Aim of the exercise
Reproduce every line of the material below, but drop the pictures.

Supplied material
•••

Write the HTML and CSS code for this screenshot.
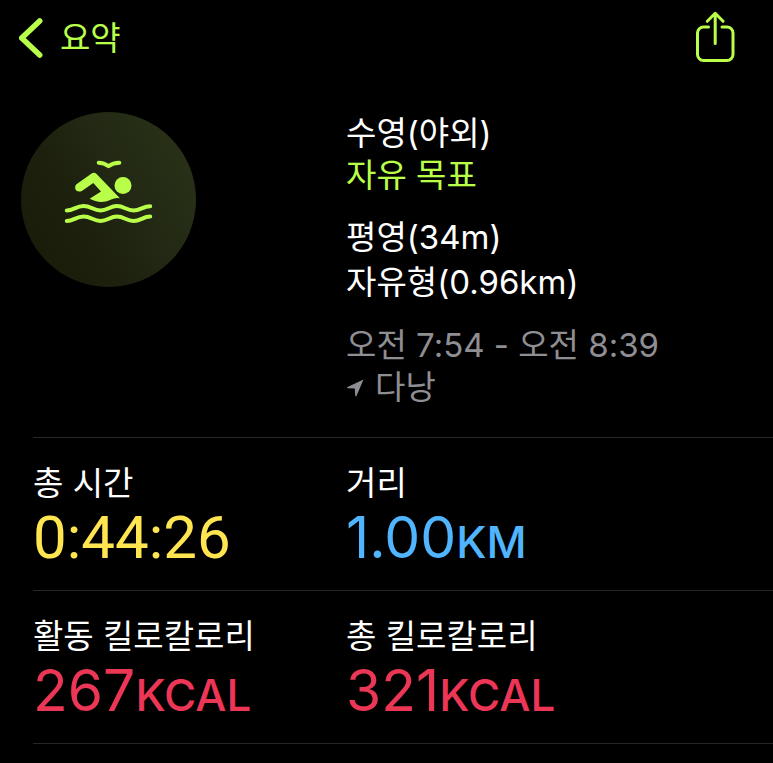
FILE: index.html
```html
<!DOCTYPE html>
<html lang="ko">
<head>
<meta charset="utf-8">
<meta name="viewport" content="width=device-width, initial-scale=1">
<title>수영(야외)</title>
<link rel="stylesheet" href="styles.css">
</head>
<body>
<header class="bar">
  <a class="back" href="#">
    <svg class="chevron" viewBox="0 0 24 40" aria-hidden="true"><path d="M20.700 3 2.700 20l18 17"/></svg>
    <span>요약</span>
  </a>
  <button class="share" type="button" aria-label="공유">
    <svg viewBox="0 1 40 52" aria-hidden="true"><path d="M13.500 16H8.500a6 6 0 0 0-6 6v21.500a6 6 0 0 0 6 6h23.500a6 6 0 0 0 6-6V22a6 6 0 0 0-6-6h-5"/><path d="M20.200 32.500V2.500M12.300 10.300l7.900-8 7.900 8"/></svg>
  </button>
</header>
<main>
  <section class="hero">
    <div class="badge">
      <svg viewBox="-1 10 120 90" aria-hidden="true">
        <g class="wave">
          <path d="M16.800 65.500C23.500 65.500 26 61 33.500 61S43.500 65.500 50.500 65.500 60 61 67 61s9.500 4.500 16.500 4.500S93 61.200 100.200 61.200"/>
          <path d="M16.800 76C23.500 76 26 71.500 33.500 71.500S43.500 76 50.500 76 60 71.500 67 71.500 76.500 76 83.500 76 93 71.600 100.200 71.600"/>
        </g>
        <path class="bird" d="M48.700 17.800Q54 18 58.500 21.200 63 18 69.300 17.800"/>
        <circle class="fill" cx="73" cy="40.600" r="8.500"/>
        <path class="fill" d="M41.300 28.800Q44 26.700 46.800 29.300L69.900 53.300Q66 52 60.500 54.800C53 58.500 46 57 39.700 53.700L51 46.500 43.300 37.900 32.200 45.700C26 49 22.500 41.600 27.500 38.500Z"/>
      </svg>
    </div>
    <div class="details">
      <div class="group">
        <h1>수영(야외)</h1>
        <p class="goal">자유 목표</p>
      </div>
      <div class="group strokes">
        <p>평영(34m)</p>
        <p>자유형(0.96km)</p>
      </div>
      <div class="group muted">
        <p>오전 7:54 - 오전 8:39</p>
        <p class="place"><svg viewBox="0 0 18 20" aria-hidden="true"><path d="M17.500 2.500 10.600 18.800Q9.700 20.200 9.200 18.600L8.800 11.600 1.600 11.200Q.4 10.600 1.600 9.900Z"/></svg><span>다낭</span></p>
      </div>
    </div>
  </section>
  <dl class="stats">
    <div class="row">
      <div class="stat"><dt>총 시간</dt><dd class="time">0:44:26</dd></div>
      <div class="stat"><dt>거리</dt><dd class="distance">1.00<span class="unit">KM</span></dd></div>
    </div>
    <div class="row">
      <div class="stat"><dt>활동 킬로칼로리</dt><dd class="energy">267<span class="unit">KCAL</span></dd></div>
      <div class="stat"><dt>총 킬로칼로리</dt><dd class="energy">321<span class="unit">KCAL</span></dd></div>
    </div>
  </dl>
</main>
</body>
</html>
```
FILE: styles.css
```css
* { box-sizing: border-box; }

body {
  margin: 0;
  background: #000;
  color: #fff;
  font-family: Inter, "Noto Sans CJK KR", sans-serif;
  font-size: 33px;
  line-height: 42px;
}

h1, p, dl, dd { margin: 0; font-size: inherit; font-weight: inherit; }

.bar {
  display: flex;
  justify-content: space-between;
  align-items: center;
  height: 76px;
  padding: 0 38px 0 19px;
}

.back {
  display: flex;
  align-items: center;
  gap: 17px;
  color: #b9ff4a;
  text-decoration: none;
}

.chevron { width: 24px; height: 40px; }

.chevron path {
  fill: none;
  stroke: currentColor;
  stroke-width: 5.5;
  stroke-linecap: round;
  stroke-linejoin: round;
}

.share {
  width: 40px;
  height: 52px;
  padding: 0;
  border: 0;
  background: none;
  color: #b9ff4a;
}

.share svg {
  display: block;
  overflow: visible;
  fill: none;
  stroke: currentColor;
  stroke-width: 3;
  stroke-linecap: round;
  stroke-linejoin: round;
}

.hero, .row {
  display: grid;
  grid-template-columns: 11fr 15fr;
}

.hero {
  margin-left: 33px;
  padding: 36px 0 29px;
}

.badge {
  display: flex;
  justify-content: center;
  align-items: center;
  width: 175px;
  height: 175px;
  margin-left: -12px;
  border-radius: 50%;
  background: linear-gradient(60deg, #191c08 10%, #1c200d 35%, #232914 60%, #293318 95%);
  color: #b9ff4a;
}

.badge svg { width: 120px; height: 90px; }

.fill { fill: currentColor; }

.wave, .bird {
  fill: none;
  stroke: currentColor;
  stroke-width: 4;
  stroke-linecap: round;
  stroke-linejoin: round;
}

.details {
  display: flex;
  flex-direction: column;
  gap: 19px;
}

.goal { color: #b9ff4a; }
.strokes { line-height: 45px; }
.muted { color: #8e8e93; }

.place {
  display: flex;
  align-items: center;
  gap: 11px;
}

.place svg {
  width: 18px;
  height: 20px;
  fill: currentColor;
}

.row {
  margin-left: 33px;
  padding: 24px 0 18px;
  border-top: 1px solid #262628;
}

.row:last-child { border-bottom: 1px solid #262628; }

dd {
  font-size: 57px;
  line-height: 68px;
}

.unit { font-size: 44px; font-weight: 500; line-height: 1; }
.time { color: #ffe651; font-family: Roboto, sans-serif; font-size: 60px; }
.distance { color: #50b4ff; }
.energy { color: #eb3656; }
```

•••

The completed task
Write the HTML and CSS code for this screenshot.
FILE: index.html
```html
<!DOCTYPE html>
<html lang="ko">
<head>
<meta charset="utf-8">
<meta name="viewport" content="width=device-width, initial-scale=1">
<title>수영(야외)</title>
<link rel="stylesheet" href="styles.css">
</head>
<body>
<header class="bar">
  <a class="back" href="#">
    <svg class="chevron" viewBox="0 0 24 40" aria-hidden="true"><path d="M20.700 3 2.700 20l18 17"/></svg>
    <span>요약</span>
  </a>
  <button class="share" type="button" aria-label="공유">
    <svg viewBox="0 1 40 52" aria-hidden="true"><path d="M13.500 16H8.500a6 6 0 0 0-6 6v21.500a6 6 0 0 0 6 6h23.500a6 6 0 0 0 6-6V22a6 6 0 0 0-6-6h-5"/><path d="M20.200 32.500V2.500M12.300 10.300l7.900-8 7.900 8"/></svg>
  </button>
</header>
<main>
  <section class="hero">
    <div class="badge">
      <svg viewBox="-1 10 120 90" aria-hidden="true">
        <g class="wave">
          <path d="M16.800 65.500C23.500 65.500 26 61 33.500 61S43.500 65.500 50.500 65.500 60 61 67 61s9.500 4.500 16.500 4.500S93 61.200 100.200 61.200"/>
          <path d="M16.800 76C23.500 76 26 71.500 33.500 71.500S43.500 76 50.500 76 60 71.500 67 71.500 76.500 76 83.500 76 93 71.600 100.200 71.600"/>
        </g>
        <path class="bird" d="M48.700 17.800Q54 18 58.500 21.200 63 18 69.300 17.800"/>
        <circle class="fill" cx="73" cy="40.600" r="8.500"/>
        <path class="fill" d="M41.300 28.800Q44 26.700 46.800 29.300L69.900 53.300Q66 52 60.500 54.800C53 58.500 46 57 39.700 53.700L51 46.500 43.300 37.900 32.200 45.700C26 49 22.500 41.600 27.500 38.500Z"/>
      </svg>
    </div>
    <div class="details">
      <div class="group">
        <h1>수영(야외)</h1>
        <p class="goal">자유 목표</p>
      </div>
      <div class="group strokes">
        <p>평영(34m)</p>
        <p>자유형(0.96km)</p>
      </div>
      <div class="group muted">
        <p>오전 7:54 - 오전 8:39</p>
        <p class="place"><svg viewBox="0 0 18 20" aria-hidden="true"><path d="M17.500 2.500 10.600 18.800Q9.700 20.200 9.200 18.600L8.800 11.600 1.600 11.200Q.4 10.600 1.600 9.900Z"/></svg><span>다낭</span></p>
      </div>
    </div>
  </section>
  <dl class="stats">
    <div class="row">
      <div class="stat"><dt>총 시간</dt><dd class="time">0:44:26</dd></div>
      <div class="stat"><dt>거리</dt><dd class="distance">1.00<span class="unit">KM</span></dd></div>
    </div>
    <div class="row">
      <div class="stat"><dt>활동 킬로칼로리</dt><dd class="energy">267<span class="unit">KCAL</span></dd></div>
      <div class="stat"><dt>총 킬로칼로리</dt><dd class="energy">321<span class="unit">KCAL</span></dd></div>
    </div>
  </dl>
</main>
</body>
</html>
```
FILE: styles.css
```css
* { box-sizing: border-box; }

body {
  margin: 0;
  background: #000;
  color: #fff;
  font-family: Inter, "Noto Sans CJK KR", sans-serif;
  font-size: 33px;
  line-height: 42px;
}

h1, p, dl, dd { margin: 0; font-size: inherit; font-weight: inherit; }

.bar {
  display: flex;
  justify-content: space-between;
  align-items: center;
  height: 76px;
  padding: 0 38px 0 19px;
}

.back {
  display: flex;
  align-items: center;
  gap: 17px;
  color: #b9ff4a;
  text-decoration: none;
}

.chevron { width: 24px; height: 40px; }

.chevron path {
  fill: none;
  stroke: currentColor;
  stroke-width: 5.5;
  stroke-linecap: round;
  stroke-linejoin: round;
}

.share {
  width: 40px;
  height: 52px;
  padding: 0;
  border: 0;
  background: none;
  color: #b9ff4a;
}

.share svg {
  display: block;
  overflow: visible;
  fill: none;
  stroke: currentColor;
  stroke-width: 3;
  stroke-linecap: round;
  stroke-linejoin: round;
}

.hero, .row {
  display: grid;
  grid-template-columns: 11fr 15fr;
}

.hero {
  margin-left: 33px;
  padding: 36px 0 29px;
}

.badge {
  display: flex;
  justify-content: center;
  align-items: center;
  width: 175px;
  height: 175px;
  margin-left: -12px;
  border-radius: 50%;
  background: linear-gradient(60deg, #191c08 10%, #1c200d 35%, #232914 60%, #293318 95%);
  color: #b9ff4a;
}

.badge svg { width: 120px; height: 90px; }

.fill { fill: currentColor; }

.wave, .bird {
  fill: none;
  stroke: currentColor;
  stroke-width: 4;
  stroke-linecap: round;
  stroke-linejoin: round;
}

.details {
  display: flex;
  flex-direction: column;
  gap: 19px;
}

.goal { color: #b9ff4a; }
.strokes { line-height: 45px; }
.muted { color: #8e8e93; }

.place {
  display: flex;
  align-items: center;
  gap: 11px;
}

.place svg {
  width: 18px;
  height: 20px;
  fill: currentColor;
}

.row {
  margin-left: 33px;
  padding: 24px 0 18px;
  border-top: 1px solid #262628;
}

.row:last-child { border-bottom: 1px solid #262628; }

dd {
  font-size: 57px;
  line-height: 68px;
}

.unit { font-size: 44px; font-weight: 500; line-height: 1; }
.time { color: #ffe651; font-family: Roboto, sans-serif; font-size: 60px; }
.distance { color: #50b4ff; }
.energy { color: #eb3656; }
```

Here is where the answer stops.